> **Your task**: Select every line below containing the word "that".

> **Dataset excerpts**:
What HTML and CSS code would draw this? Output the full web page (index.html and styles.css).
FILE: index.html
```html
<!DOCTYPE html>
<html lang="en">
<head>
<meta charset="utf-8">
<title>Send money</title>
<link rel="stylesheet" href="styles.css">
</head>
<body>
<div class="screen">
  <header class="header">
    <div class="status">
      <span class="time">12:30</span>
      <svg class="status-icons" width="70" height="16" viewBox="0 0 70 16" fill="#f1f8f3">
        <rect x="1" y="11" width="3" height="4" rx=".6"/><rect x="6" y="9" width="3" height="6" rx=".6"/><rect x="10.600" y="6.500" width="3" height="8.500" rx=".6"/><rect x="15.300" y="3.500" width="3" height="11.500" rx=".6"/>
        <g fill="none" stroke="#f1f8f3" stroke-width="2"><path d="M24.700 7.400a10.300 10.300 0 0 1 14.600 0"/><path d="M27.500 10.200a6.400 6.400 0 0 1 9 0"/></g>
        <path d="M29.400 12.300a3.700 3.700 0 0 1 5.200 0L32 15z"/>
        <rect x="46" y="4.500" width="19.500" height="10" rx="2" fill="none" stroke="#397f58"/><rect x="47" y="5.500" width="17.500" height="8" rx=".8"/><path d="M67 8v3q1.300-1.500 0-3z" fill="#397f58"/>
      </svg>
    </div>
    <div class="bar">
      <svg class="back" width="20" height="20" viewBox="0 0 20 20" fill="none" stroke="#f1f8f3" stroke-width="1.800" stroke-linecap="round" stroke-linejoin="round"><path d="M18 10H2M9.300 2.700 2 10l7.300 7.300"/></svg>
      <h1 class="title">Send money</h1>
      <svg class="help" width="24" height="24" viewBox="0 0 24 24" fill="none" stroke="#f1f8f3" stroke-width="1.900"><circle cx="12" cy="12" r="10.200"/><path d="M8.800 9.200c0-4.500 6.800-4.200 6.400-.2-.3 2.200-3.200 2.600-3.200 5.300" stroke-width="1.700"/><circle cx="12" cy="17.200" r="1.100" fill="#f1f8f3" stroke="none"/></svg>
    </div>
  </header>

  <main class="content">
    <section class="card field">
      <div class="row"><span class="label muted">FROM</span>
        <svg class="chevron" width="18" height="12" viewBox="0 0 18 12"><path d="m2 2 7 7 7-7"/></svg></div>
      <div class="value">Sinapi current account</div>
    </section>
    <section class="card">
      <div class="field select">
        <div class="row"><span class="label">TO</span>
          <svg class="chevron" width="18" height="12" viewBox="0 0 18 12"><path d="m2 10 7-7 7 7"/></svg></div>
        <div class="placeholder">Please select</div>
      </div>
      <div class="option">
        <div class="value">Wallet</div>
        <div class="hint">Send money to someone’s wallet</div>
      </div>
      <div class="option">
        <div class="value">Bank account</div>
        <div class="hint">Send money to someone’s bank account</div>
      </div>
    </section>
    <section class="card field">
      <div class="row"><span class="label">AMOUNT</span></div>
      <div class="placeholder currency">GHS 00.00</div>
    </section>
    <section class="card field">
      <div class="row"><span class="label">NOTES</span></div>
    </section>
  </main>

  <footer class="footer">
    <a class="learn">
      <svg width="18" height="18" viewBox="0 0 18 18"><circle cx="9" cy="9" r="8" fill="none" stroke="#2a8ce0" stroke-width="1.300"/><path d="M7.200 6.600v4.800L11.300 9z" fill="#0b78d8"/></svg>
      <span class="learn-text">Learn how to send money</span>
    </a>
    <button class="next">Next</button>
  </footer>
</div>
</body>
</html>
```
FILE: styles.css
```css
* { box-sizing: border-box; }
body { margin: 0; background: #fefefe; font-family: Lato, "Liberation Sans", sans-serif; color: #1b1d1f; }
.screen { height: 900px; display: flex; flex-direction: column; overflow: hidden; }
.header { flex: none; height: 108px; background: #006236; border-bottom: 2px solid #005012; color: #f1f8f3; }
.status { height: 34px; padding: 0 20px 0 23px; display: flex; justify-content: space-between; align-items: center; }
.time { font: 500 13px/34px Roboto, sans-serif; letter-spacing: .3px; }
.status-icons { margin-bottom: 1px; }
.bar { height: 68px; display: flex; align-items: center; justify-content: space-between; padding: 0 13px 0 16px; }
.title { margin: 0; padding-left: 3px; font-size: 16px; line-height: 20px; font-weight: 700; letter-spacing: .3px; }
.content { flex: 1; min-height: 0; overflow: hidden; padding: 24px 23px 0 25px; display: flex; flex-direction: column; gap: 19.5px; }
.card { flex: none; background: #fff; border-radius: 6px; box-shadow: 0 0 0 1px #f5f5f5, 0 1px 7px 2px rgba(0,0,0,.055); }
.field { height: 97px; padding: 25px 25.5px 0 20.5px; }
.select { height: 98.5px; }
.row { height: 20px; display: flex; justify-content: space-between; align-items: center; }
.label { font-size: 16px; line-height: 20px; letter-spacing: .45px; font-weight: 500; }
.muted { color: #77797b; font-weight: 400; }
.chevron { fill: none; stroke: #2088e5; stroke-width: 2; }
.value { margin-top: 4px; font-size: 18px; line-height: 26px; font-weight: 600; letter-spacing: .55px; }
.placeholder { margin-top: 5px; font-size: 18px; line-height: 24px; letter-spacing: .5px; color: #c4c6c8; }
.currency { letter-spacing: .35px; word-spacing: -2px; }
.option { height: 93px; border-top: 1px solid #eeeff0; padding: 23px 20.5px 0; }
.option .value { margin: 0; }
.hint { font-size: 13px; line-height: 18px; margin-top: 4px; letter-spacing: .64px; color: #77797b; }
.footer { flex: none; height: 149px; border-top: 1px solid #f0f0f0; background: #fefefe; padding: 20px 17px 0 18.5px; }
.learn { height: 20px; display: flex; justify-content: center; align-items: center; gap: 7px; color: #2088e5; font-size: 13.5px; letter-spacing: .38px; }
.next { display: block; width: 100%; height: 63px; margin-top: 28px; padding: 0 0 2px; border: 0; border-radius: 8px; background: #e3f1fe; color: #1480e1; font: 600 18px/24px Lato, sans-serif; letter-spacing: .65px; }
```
* * *
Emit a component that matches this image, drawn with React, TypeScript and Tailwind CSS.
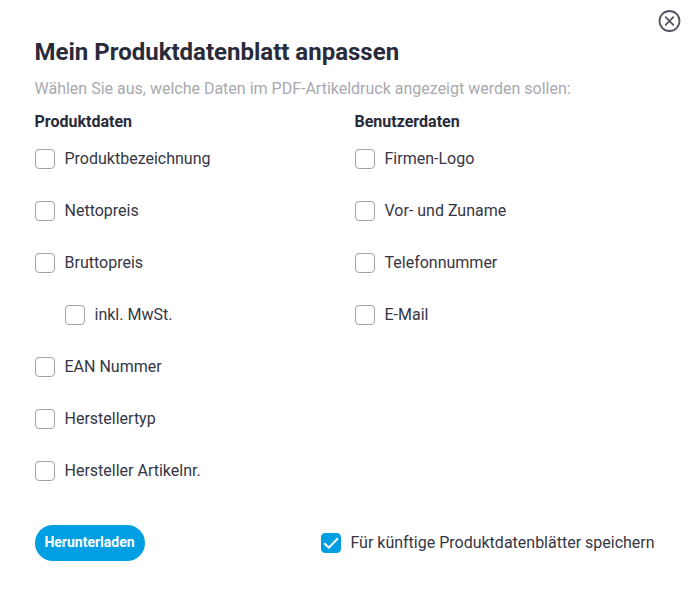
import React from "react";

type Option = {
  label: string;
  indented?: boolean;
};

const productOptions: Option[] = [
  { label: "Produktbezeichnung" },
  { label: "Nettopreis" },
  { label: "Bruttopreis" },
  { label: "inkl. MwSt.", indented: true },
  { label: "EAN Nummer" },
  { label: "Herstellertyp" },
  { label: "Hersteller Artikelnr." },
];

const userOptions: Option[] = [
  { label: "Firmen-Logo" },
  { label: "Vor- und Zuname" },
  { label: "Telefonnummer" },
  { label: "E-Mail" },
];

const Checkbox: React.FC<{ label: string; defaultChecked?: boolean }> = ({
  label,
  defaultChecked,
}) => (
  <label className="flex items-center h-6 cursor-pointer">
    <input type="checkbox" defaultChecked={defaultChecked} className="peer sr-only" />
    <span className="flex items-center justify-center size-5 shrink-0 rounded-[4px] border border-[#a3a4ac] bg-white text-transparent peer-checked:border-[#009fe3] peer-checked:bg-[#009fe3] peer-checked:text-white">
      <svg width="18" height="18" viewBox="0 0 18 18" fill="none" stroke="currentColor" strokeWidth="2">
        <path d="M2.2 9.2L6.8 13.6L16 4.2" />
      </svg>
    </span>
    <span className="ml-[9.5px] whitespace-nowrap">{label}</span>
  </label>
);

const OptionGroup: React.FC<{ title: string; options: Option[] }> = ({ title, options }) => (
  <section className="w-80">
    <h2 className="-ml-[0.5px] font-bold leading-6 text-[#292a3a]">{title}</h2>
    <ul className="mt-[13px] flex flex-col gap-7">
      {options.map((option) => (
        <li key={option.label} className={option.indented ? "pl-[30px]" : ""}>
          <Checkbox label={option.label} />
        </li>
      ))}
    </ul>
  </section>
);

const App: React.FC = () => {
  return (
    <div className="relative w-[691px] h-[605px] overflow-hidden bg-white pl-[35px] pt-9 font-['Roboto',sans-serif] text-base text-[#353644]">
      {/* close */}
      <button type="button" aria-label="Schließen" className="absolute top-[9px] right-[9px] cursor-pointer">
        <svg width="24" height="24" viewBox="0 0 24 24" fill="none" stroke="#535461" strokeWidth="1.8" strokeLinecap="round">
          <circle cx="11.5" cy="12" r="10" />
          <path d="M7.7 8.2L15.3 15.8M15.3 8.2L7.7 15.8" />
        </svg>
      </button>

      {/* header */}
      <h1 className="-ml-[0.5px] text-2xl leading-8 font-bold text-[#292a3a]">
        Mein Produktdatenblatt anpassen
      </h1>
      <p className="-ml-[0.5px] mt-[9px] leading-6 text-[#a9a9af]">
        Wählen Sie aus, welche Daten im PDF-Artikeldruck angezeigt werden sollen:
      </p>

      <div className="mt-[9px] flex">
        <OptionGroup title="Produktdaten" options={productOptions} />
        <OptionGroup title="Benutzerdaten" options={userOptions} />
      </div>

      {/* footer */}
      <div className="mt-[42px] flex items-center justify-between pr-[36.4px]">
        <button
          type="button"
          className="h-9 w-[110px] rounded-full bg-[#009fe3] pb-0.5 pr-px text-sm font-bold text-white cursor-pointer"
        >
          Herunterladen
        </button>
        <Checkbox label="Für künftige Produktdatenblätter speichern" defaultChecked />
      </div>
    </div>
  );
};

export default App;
...
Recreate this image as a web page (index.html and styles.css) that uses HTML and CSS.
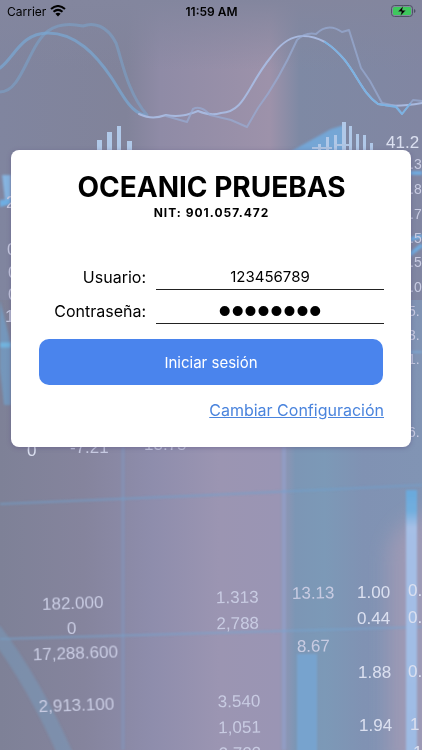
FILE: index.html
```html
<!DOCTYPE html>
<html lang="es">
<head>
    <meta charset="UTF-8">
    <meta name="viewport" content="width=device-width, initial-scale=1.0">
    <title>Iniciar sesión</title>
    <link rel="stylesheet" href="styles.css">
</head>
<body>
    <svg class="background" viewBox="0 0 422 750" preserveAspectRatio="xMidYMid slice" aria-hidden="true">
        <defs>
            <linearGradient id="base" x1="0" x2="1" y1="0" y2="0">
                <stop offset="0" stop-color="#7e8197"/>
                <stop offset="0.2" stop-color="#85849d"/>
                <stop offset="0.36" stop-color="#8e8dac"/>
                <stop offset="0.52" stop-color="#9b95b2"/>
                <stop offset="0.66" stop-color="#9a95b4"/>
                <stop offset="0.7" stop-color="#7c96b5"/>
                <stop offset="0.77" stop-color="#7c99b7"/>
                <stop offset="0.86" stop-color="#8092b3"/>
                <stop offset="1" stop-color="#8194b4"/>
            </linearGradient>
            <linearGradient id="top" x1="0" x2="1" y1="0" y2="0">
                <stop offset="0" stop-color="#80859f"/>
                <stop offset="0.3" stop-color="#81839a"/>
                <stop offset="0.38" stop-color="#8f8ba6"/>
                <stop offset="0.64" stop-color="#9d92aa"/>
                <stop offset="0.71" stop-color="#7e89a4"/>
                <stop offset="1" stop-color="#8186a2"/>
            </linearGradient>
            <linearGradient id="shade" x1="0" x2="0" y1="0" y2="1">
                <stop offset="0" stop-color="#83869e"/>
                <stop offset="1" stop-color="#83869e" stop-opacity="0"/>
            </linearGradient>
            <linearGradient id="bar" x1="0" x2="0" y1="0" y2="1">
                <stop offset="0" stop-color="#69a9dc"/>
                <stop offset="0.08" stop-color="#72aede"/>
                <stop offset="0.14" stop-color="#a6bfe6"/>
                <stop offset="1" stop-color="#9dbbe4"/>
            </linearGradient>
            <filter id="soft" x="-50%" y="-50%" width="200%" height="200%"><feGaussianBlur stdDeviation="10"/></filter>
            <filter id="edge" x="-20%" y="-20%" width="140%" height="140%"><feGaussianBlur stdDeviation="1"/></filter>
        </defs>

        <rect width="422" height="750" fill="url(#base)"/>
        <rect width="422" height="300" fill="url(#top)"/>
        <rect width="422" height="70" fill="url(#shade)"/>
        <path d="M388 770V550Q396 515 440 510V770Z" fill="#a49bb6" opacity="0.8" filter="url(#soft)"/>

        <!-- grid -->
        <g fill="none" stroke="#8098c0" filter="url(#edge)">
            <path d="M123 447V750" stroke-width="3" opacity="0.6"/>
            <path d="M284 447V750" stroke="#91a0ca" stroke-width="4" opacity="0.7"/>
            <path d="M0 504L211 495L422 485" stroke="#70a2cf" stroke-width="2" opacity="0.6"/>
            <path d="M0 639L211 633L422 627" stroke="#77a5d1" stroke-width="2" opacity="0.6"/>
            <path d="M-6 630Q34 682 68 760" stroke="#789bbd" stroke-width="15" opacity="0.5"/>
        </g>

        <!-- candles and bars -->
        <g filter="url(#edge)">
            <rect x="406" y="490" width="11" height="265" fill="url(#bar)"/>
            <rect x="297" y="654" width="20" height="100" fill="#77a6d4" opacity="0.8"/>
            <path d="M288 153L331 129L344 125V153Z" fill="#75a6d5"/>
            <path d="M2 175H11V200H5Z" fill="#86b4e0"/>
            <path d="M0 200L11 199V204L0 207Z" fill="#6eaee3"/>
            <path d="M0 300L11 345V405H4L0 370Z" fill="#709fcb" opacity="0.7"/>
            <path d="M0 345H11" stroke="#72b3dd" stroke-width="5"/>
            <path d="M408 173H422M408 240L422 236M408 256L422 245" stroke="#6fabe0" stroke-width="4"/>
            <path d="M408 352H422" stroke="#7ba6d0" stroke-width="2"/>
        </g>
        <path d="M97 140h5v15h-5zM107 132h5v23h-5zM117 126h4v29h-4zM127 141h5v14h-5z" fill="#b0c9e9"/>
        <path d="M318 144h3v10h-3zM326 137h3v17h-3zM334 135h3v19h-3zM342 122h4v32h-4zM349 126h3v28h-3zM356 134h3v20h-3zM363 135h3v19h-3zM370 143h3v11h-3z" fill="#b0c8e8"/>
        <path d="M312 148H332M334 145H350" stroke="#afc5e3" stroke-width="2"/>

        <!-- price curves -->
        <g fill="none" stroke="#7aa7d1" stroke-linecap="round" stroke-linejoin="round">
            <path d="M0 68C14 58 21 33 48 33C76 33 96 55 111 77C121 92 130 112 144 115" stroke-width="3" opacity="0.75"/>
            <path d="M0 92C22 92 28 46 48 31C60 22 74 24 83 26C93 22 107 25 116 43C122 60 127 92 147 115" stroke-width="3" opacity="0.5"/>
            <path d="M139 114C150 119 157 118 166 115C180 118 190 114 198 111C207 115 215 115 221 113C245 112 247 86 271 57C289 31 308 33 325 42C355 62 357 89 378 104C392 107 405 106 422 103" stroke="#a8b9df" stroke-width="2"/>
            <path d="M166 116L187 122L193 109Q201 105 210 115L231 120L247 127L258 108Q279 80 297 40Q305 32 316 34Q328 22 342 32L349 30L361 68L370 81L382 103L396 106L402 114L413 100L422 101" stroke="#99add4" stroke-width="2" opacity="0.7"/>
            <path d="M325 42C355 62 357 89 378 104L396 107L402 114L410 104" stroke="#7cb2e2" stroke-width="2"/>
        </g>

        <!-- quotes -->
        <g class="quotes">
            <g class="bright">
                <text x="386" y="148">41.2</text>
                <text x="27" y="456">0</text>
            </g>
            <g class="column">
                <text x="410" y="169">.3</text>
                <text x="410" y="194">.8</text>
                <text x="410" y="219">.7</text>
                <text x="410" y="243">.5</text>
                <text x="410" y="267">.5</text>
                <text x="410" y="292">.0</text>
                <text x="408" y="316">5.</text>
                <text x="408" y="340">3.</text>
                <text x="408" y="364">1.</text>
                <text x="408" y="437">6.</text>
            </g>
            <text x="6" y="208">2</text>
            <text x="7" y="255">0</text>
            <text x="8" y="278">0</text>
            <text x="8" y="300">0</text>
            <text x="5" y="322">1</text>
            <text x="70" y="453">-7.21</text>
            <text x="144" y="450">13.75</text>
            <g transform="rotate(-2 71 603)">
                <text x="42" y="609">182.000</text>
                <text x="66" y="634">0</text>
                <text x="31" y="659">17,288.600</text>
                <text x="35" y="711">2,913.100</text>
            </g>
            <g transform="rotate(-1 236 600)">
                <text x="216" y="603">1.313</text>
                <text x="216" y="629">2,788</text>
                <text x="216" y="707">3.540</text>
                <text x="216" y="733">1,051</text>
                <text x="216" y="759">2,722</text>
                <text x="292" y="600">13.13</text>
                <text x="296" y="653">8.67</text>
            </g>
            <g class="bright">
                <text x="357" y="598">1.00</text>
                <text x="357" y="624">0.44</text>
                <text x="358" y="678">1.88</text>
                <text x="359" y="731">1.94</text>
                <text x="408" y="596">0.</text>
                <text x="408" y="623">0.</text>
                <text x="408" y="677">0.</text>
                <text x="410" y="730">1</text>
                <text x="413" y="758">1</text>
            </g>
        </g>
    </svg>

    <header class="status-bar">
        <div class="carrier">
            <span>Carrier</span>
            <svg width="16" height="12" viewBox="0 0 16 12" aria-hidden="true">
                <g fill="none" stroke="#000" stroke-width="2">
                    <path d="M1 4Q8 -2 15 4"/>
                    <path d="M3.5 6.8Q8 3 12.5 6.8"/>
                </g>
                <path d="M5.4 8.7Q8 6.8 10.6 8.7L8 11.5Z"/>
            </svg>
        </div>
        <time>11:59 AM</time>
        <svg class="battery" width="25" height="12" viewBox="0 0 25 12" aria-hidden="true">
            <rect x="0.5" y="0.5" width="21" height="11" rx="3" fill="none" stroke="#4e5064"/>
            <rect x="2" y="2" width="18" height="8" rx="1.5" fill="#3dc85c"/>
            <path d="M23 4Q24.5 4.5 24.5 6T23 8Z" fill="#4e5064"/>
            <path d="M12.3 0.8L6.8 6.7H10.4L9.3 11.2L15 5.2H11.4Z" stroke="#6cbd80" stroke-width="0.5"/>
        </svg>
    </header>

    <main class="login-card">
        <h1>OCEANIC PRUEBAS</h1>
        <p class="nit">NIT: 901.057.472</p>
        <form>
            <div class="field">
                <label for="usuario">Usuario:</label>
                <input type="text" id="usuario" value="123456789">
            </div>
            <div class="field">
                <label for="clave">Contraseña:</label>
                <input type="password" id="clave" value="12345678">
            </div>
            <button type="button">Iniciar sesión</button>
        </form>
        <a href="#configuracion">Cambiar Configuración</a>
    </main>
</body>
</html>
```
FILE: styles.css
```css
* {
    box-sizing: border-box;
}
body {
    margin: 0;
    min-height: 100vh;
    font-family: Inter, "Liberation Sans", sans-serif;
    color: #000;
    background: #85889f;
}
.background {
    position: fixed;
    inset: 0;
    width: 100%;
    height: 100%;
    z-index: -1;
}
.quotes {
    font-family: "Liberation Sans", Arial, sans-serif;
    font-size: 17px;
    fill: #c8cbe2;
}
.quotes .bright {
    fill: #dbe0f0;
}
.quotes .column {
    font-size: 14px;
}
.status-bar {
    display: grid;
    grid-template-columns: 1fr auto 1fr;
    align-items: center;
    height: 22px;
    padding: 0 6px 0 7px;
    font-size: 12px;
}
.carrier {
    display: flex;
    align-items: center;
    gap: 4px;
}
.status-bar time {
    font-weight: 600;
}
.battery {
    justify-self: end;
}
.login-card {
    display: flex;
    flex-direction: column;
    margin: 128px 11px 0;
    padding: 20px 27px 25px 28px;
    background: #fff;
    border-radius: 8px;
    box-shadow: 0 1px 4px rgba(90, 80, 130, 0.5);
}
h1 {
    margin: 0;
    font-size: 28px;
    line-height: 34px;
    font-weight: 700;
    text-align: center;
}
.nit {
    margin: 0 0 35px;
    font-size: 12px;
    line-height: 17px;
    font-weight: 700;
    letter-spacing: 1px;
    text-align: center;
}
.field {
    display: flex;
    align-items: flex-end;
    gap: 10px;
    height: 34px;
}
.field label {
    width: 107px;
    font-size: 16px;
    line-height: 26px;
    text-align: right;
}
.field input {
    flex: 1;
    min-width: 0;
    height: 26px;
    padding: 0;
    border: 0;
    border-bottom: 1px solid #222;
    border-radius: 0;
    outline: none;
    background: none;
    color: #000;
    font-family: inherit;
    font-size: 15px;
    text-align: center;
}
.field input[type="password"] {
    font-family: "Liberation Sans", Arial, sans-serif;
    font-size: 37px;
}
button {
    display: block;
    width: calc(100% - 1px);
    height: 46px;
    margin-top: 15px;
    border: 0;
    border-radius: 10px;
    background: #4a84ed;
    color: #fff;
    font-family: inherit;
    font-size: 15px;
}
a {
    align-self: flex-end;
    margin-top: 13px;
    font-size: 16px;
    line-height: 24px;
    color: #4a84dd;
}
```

> **Problem solution**:
Emit a component that matches this image, drawn with React, TypeScript and Tailwind CSS.
Recreate this image as a web page (index.html and styles.css) that uses HTML and CSS.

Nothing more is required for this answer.